Before the formal addresses, the Shilpi Gurus performed – not as entertainment, but as a statement. Here were master practitioners of folk and visual traditions taking the stage not at a cultural festival but at an education event, making visible the organisers’ belief that art is not decoration; it is knowledge. The Firestarters offered their own introductions through structured self-presentations that carried the nervousness of a first day and the excitement of people who had been waiting for exactly this kind of stage.
The Day That Defined the Week
If one day captured the full ambition of what Joka was attempting, it was Wednesday, 3 June, during Shiksha Milan, the Learning Convergence. The main auditorium filled with teachers, students, guests, and practitioners for a programme that ranged from the ceremonial to the genuinely thought-provoking. The Dronacharya Shilpi Awards honoured exceptional art teachers in the presence of invited guests, recognising that those who pass on cultural practices are as vital to society as any professional achiever.
The afternoon expanded the conversation further. Across six parallel focused sessions running from 5 pm to 7 pm, participants could choose from discussions on ethical AI in classrooms, the business-technology blend reshaping careers, creative futures for performing arts students, entrepreneurship as a learnable mindset, and global education pathways. A separate session on children’s literature, led by research scholar Mustak Ahmed Molla, was reserved exclusively for teachers.
The guest list reflected the diversity of today’s professional landscape. Representatives from IBM, Google Education, EXL Services, FinX, Allcap, Red Apple Technologies, GEDU Global Education, and Scalex joined award-winning fashion designer Abhishek Ray, Surobharati president Arijit Chakraborty, and Atal Incubation Centre founder Anindyo Chakraborty. Industry and academia shared the same platform, speaking to the same audience. It was, quietly, the kind of day that schools spend years trying to create through a single career fair. Here, it emerged naturally as part of something much larger.
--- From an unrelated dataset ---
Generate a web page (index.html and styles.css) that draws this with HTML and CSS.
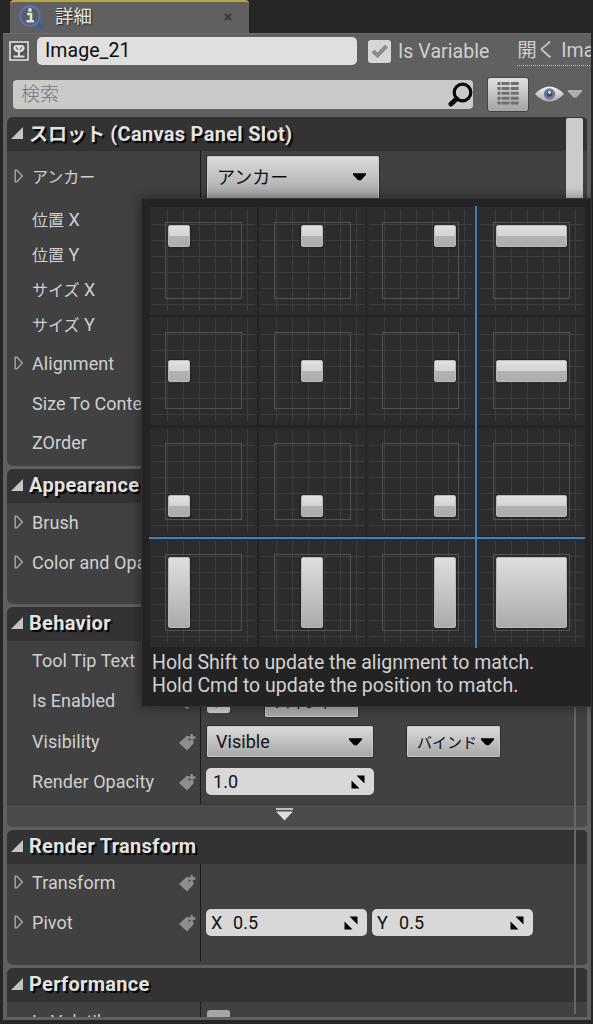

Thursday: From Inspiration to Practice
The fourth day began at 6:30 in the morning with yoga. There was something grounding about starting a day of intellectual work with movement and breath. The programme that followed, Prof. Dr. Sumona Datta’s session on coping with stress and failure, filmmaker Manas Basu’s exploration of film and video as pedagogical tools, and Dr. Kanailal Das’s discussion on ecology and school education – felt less like a schedule and more like a carefully designed curriculum for life.
For the Firestarters, the morning unfolded through parallel streams. Students could choose from workshops on confidence and communication led by Alok Sardar and Trinanjana Das, emerging technologies, business analytics with Rana Guha of EXL Services, startup thinking with Anindyo Chakraborty, life coaching and goal-setting by Sukanya Debnath, or responsible AI in higher education. The idea was simple: no two students would have exactly the same day, but all of them would leave with something they had not arrived with.
Teachers, meanwhile, presented their own work in two parallel tracks. One focused on sustainability and the Sundarbans, while the other explored pedagogy and contemporary teaching tools. Their presentations were evaluated by practitioners and academics, creating a rare opportunity for teachers to become the ones being seen, heard, and recognised.
The evening brought everyone back together. Certificates were distributed, awards were presented, feedback was shared, and a quiet sense of accomplishment settled across the campus – the satisfaction that comes from having genuinely worked and learned together.






The Smaller Details That Made It Real
Large events are often remembered for their smallest details, and Joka Campus Immersion Week was no exception. Two camera teams and photography crews documented every session, performance, and corridor conversation. A materials desk stocked art papers, easels, colours, and name tags. A conduct desk ensured that the campus remained safe, organised, and respectful. Meal timings were carefully aligned with the programme schedule so that learning never lost momentum.
Even transportation reflected the organisers’ attention to detail. Buses operated from Offbeat CCU and the Joka Metro Station, while special arrangements were made for outstation participants. For many attendees, some travelling from outside Bengal and visiting the campus for the first time, this thoughtful approach to arrival made all the difference. After all, it is difficult to learn when you are lost.
What Joka Is Becoming
The five days at Joka were never intended to be a one-time event. The vision is for each strand of the week to evolve into an annual institution in its own right. The Shilpi Guru Utsav has the potential to become a national platform for folk art teachers and cultural mentors, offering recognition long available to scientists, technologists, and business leaders but rarely to those who preserve living traditions. The Firestarters’ Joka Immersion could develop into a signature residential experience for young people at a crucial stage of their lives, combining performance, career exposure, wellness, and campus life into a transformative journey. Shiksha Milan could become an annual convergence point for educational leadership, creative industries, universities, schools, and the development sector. Likewise, the School Capacity Building Workshop model, with its emphasis on ethical AI, mental wellness, sustainability, and audio-visual pedagogy, could be replicated across institutions throughout the region.
A Design Note Worth Remembering
The planners of the immersion expressed their vision in a sentence worth reading slowly: “The immersion should be experienced as one integrated journey, from consecration to creativity, from creativity to learning, from learning to sustainability, from sustainability to institution-building for society.”
That is not the language of event management. It is the language of people who believe that education, at its best, is not something one attends. It is something one inhabits. For five days in June 2026, the Joka Campus gave a few hundred people the opportunity to inhabit exactly that.
The Joka Campus Immersion Week, held from 1–5 June 2026, was an initiative of TIU’s Joka Campus, bringing together the Shilpi Guru Utsav, Firestarters’ Youth Immersion, Shiksha Milan, and the School Capacity Building Workshop under one integrated residential learning experience.